--- Start of DATA ---

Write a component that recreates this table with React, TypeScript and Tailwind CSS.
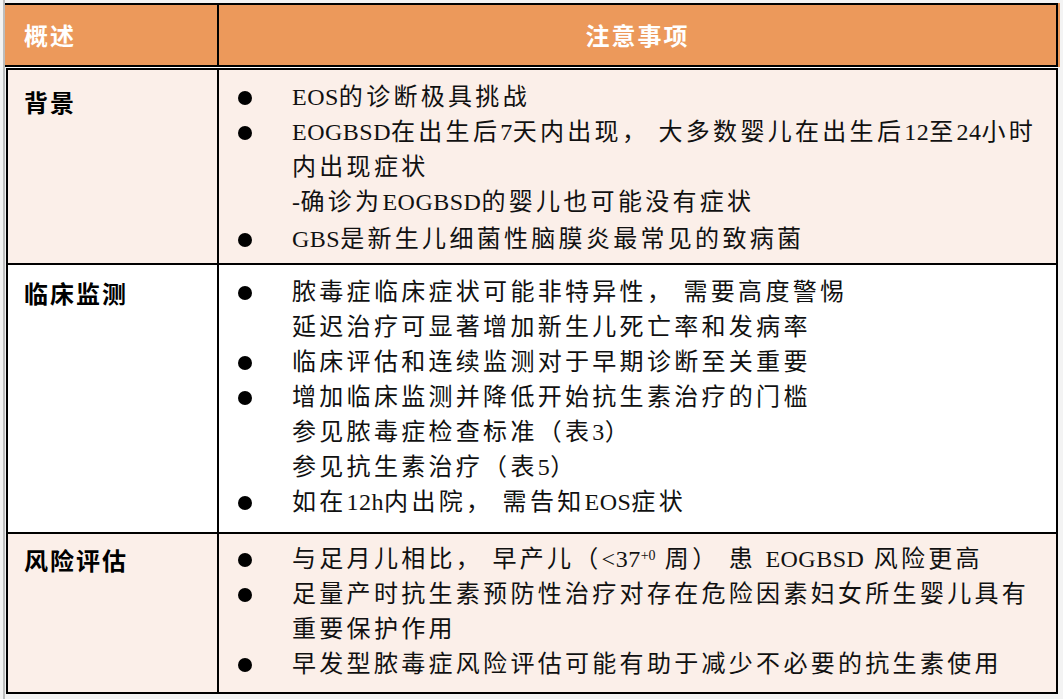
import React from 'react'

// 拉丁字母和数字用衬线字，不加字距
const L = ({ children }: { children: React.ReactNode }) => (
    <span className="text-[24px] tracking-[0.5px]">{children}</span>
)

type Item = { lines: React.ReactNode[]; extraTop?: boolean }

function Bullets({ items }: { items: Item[] }) {
    return (
        <div className="flex flex-col">
            {items.map((item, i) => (
                <div key={i} className={`grid grid-cols-[73px_1fr] ${item.extraTop ? 'mt-[2px]' : ''}`}>
                    <div className="h-[35px] flex items-center">
                        <span className="ml-[19px] w-[14px] h-[14px] rounded-full bg-black" />
                    </div>
                    <div className="flex flex-col">
                        {item.lines.map((line, j) => (
                            <div key={j} className="h-[35px] leading-[35px] whitespace-nowrap">
                                {line}
                            </div>
                        ))}
                    </div>
                </div>
            ))}
        </div>
    )
}

function Row({ label, items, bg, height, pt, labelPt }: {
    label: string
    items: Item[]
    bg: string
    height: string
    pt: string
    labelPt: string
}) {
    return (
        <div className={`ml-[1px] mr-[2px] grid grid-cols-[211px_1fr] border-l-2 border-r-2 border-b-2 border-black ${bg}`}>
            <div className={`border-r-2 border-black pl-[16px] ${height} ${labelPt}`}>
                <div className="h-[35px] leading-[35px] font-bold text-[24px] tracking-[2px] text-black" style={{ fontFamily: '"Noto Sans CJK SC", sans-serif' }}>
                    {label}
                </div>
            </div>
            <div className={`${height} ${pt}`}>
                <Bullets items={items} />
            </div>
        </div>
    )
}

export default function App() {
    const row1: Item[] = [
        { lines: [<><L>EOS</L>的诊断极具挑战</>] },
        {
            lines: [
                <><L>EOGBSD</L>在出生后<L>7</L>天内出现， 大多数婴儿在出生后<L>12</L>至<L>24</L>小时</>,
                <>内出现症状</>,
                <><L>-</L>确诊为<L>EOGBSD</L>的婴儿也可能没有症状</>,
            ],
        },
        { lines: [<><L>GBS</L>是新生儿细菌性脑膜炎最常见的致病菌</>], extraTop: true },
    ]

    const row2: Item[] = [
        { lines: [<>脓毒症临床症状可能非特异性， 需要高度警惕</>, <>延迟治疗可显著增加新生儿死亡率和发病率</>] },
        { lines: [<>临床评估和连续监测对于早期诊断至关重要</>] },
        {
            lines: [
                <>增加临床监测并降低开始抗生素治疗的门槛</>,
                <>参见脓毒症检查标准（表<L>3</L>）</>,
                <>参见抗生素治疗（表<L>5</L>）</>,
            ],
        },
        { lines: [<>如在<L>12h</L>内出院， 需告知<L>EOS</L>症状</>] },
    ]

    const row3: Item[] = [
        {
            lines: [
                <>与足月儿相比， 早产儿（<L>&lt;37</L><sup className="text-[14px] tracking-normal" style={{ fontFamily: '"Liberation Serif", serif' }}>+0</sup> 周） 患 <L>EOGBSD</L> 风险更高</>,
            ],
        },
        { lines: [<>足量产时抗生素预防性治疗对存在危险因素妇女所生婴儿具有</>, <>重要保护作用</>] },
        { lines: [<>早发型脓毒症风险评估可能有助于减少不必要的抗生素使用</>] },
    ]

    return (
        <div
            className="w-[1063px] h-[699px] bg-[#f3f3f3] overflow-hidden text-[24px] tracking-[3.3px] text-[#111]"
            style={{ fontFamily: '"Liberation Serif", "Noto Sans CJK SC", serif' }}
        >
            <div className="ml-[3px] h-full border-l-2 border-[#bdbdbd]">
                <div className="w-[1055px] pt-[3px]">
                    {/* 表头 */}
                    <div className="bg-[#ec995b] pr-[2px]">
                        <div className="h-[64px] grid grid-cols-[214px_1fr] border-t-2 border-r-2 border-b-2 border-black">
                            <div className="border-r-2 border-black pl-[19px] flex items-center">
                                <span className="text-white font-bold text-[24px] tracking-[2px]" style={{ fontFamily: '"Noto Sans CJK SC", sans-serif' }}>概述</span>
                            </div>
                            <div className="flex items-center justify-center">
                                <span className="text-white font-bold text-[24px] tracking-[2px]" style={{ fontFamily: '"Noto Sans CJK SC", sans-serif' }}>注意事项</span>
                            </div>
                        </div>
                    </div>
                    <div className="bg-white pt-[1px] mr-[2px] ml-[1px]">
                        <div className="border-t-2 border-black" />
                    </div>
                    <Row label="背景" items={row1} bg="bg-[#fbefe9]" height="h-[193px]" pt="pt-[10px]" labelPt="pt-[14px]" />
                    <Row label="临床监测" items={row2} bg="bg-white" height="h-[267px]" pt="pt-[10px]" labelPt="pt-[10px]" />
                    <Row label="风险评估" items={row3} bg="bg-[#fbefe9]" height="h-[158px]" pt="pt-[8px]" labelPt="pt-[8px]" />
                </div>
            </div>
        </div>
    )
}
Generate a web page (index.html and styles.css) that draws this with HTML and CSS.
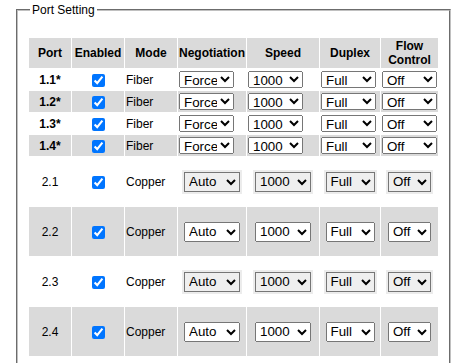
FILE: index.html
```html
<!DOCTYPE html>
<html lang="en">

<head>
  <meta charset="UTF-8">
  <meta name="viewport" content="width=device-width, initial-scale=1.0">
  <title>Port Setting</title>
  <link rel="stylesheet" href="styles.css">
</head>

<body>
  <fieldset class="box">
    <legend>Port Setting</legend>
    <table class="ports">
      <tr class="head">
        <th class="c-port">Port</th>
        <th class="c-en">Enabled</th>
        <th class="c-mode">Mode</th>
        <th class="c-neg">Negotiation</th>
        <th class="c-speed">Speed</th>
        <th class="c-dup">Duplex</th>
        <th class="c-flow">Flow<br>Control</th>
      </tr>

      <tr class="fiber">
        <td class="num">1.1*</td>
        <td class="mid"><input type="checkbox" checked></td>
        <td>Fiber</td>
        <td><select class="fix"><option>Force</option><option>Auto</option></select></td>
        <td><select class="fix"><option>1000</option><option>100</option></select></td>
        <td><select class="fix"><option>Full</option><option>Half</option></select></td>
        <td><select class="fix"><option>Off</option><option>On</option></select></td>
      </tr>
      <tr class="fiber gray">
        <td class="num">1.2*</td>
        <td class="mid"><input type="checkbox" checked></td>
        <td>Fiber</td>
        <td><select class="fix"><option>Force</option><option>Auto</option></select></td>
        <td><select class="fix"><option>1000</option><option>100</option></select></td>
        <td><select class="fix"><option>Full</option><option>Half</option></select></td>
        <td><select class="fix"><option>Off</option><option>On</option></select></td>
      </tr>
      <tr class="fiber">
        <td class="num">1.3*</td>
        <td class="mid"><input type="checkbox" checked></td>
        <td>Fiber</td>
        <td><select class="fix"><option>Force</option><option>Auto</option></select></td>
        <td><select class="fix"><option>1000</option><option>100</option></select></td>
        <td><select class="fix"><option>Full</option><option>Half</option></select></td>
        <td><select class="fix"><option>Off</option><option>On</option></select></td>
      </tr>
      <tr class="fiber gray">
        <td class="num">1.4*</td>
        <td class="mid"><input type="checkbox" checked></td>
        <td>Fiber</td>
        <td><select class="fix"><option>Force</option><option>Auto</option></select></td>
        <td><select class="fix"><option>1000</option><option>100</option></select></td>
        <td><select class="fix"><option>Full</option><option>Half</option></select></td>
        <td><select class="fix"><option>Off</option><option>On</option></select></td>
      </tr>

      <tr class="copper">
        <td class="mid">2.1</td>
        <td class="mid"><input type="checkbox" checked></td>
        <td>Copper</td>
        <td class="mid"><select class="auto w-neg"><option>Auto</option><option>Force</option></select></td>
        <td class="mid"><select class="auto w-speed"><option>1000</option><option>100</option><option>10</option></select></td>
        <td class="mid"><select class="auto w-dup"><option>Full</option><option>Half</option></select></td>
        <td class="mid"><select class="auto w-flow"><option>Off</option><option>On</option></select></td>
      </tr>
      <tr class="copper gray">
        <td class="mid">2.2</td>
        <td class="mid"><input type="checkbox" checked></td>
        <td>Copper</td>
        <td class="mid"><select class="auto w-neg"><option>Auto</option><option>Force</option></select></td>
        <td class="mid"><select class="auto w-speed"><option>1000</option><option>100</option><option>10</option></select></td>
        <td class="mid"><select class="auto w-dup"><option>Full</option><option>Half</option></select></td>
        <td class="mid"><select class="auto w-flow"><option>Off</option><option>On</option></select></td>
      </tr>
      <tr class="copper">
        <td class="mid">2.3</td>
        <td class="mid"><input type="checkbox" checked></td>
        <td>Copper</td>
        <td class="mid"><select class="auto w-neg"><option>Auto</option><option>Force</option></select></td>
        <td class="mid"><select class="auto w-speed"><option>1000</option><option>100</option><option>10</option></select></td>
        <td class="mid"><select class="auto w-dup"><option>Full</option><option>Half</option></select></td>
        <td class="mid"><select class="auto w-flow"><option>Off</option><option>On</option></select></td>
      </tr>
      <tr class="copper gray">
        <td class="mid">2.4</td>
        <td class="mid"><input type="checkbox" checked></td>
        <td>Copper</td>
        <td class="mid"><select class="auto w-neg"><option>Auto</option><option>Force</option></select></td>
        <td class="mid"><select class="auto w-speed"><option>1000</option><option>100</option><option>10</option></select></td>
        <td class="mid"><select class="auto w-dup"><option>Full</option><option>Half</option></select></td>
        <td class="mid"><select class="auto w-flow"><option>Off</option><option>On</option></select></td>
      </tr>
    </table>
  </fieldset>
</body>

</html>
```

FILE: styles.css
```css
* {
  margin: 0;
  padding: 0;
}

body {
  font-family: "Liberation Sans", Arial, sans-serif;
  font-size: 12px;
  color: #000;
  background: #fff;
}

.box {
  width: 411px;
  margin: 3px 0 0 16px;
  padding: 20px 10px 10px 10px;
  border: 2px groove #c0c0c0;
}

.box>legend {
  margin-left: 2px;
  padding: 0 2px;
  font-size: 12px;
  line-height: 14px;
}

.ports {
  width: 411px;
  table-layout: fixed;
  border-collapse: separate;
  border-spacing: 1px;
}

.ports th,
.ports td {
  box-sizing: border-box;
  padding: 1px;
  vertical-align: middle;
}

.ports th {
  height: 30px;
  background: #dadada;
  font-weight: bold;
  line-height: 14px;
  text-align: center;
}

.c-port { width: 42px; }
.c-en { width: 52px; }
.c-mode { width: 52px; }
.c-neg { width: 68px; }
.c-speed { width: 72px; }
.c-dup { width: 60px; }
.c-flow { width: 57px; }

.fiber>td {
  height: 21px;
}

.copper>td {
  height: 49px;
}

.gray>td {
  background: #dadada;
}

.num {
  font-weight: bold;
  text-align: center;
}

.mid {
  text-align: center;
}

.ports input[type="checkbox"] {
  width: 13px;
  height: 13px;
  margin: 0;
  vertical-align: middle;
}

.ports select {
  font-family: "Liberation Sans", Arial, sans-serif;
  font-size: 13.33px;
  vertical-align: middle;
  text-align: left;
}

.fix {
  width: 55px;
  height: 17px;
}

.auto {
  height: 20px;
  box-shadow: 0 0 0 2px #ececec;
}

.gray .auto {
  box-shadow: none;
}

.w-neg { width: 56px; }
.w-speed { width: 56px; }
.w-dup { width: 49px; }
.w-flow { width: 43px; }
```
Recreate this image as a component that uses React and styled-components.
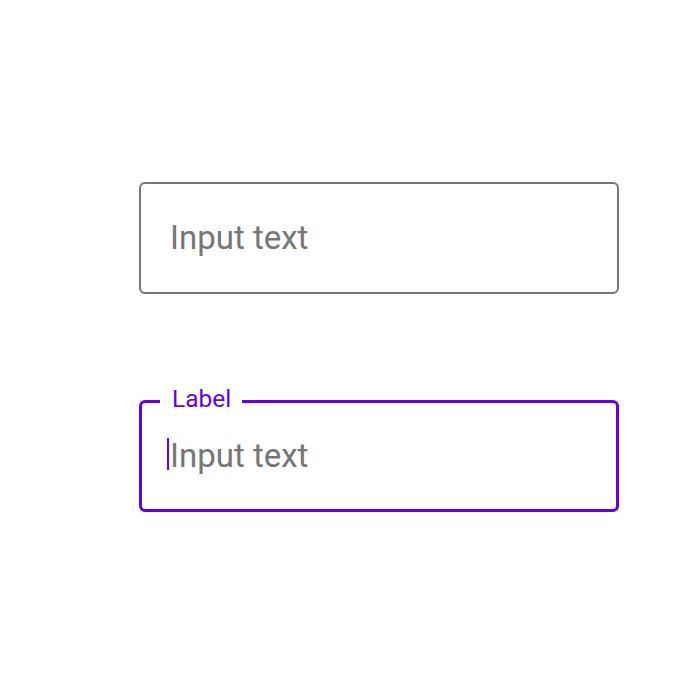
import React from "react";
import styled, { createGlobalStyle } from "styled-components";

const Global = createGlobalStyle`
  body {
    margin: 0;
    background: #ffffff;
    font-family: Roboto, "Liberation Sans", sans-serif;
  }
`;

const Page = styled.div`
  display: flex;
  flex-direction: column;
  gap: 106px;
  padding: 182px 0 0 139px;
`;

const Field = styled.div`
  position: relative;
  box-sizing: border-box;
  width: 480px;
  height: 112px;
  display: flex;
  align-items: center;
  padding-left: ${(props) => (props.focused ? "28px" : "29px")};
  border: ${(props) => (props.focused ? "3px solid #6200ee" : "2px solid #767676")};
  border-radius: 6px;
`;

const Label = styled.span`
  position: absolute;
  top: -19px;
  left: 18px;
  padding: 0 11px 0 12px;
  background: #ffffff;
  color: #6200ee;
  font-size: 24.5px;
  line-height: 30px;
`;

const Value = styled.span`
  position: relative;
  color: #767676;
  font-size: 33px;
  line-height: 36px;
`;

const Caret = styled.span`
  position: absolute;
  left: -3px;
  top: 0;
  width: 2px;
  height: 32px;
  background: #6200ee;
`;

export default function App() {
  return (
    <>
      <Global />
      <Page>
        <Field>
          <Value>Input text</Value>
        </Field>
        <Field focused>
          <Label>Label</Label>
          <Value>
            <Caret />
            Input text
          </Value>
        </Field>
      </Page>
    </>
  );
}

--- End of DATA ---

_SET TASK:_
In the material above, show every line where the word "this" turns up.

_REPLY:_
Write a component that recreates this table with React, TypeScript and Tailwind CSS.
Generate a web page (index.html and styles.css) that draws this with HTML and CSS.
Recreate this image as a component that uses React and styled-components.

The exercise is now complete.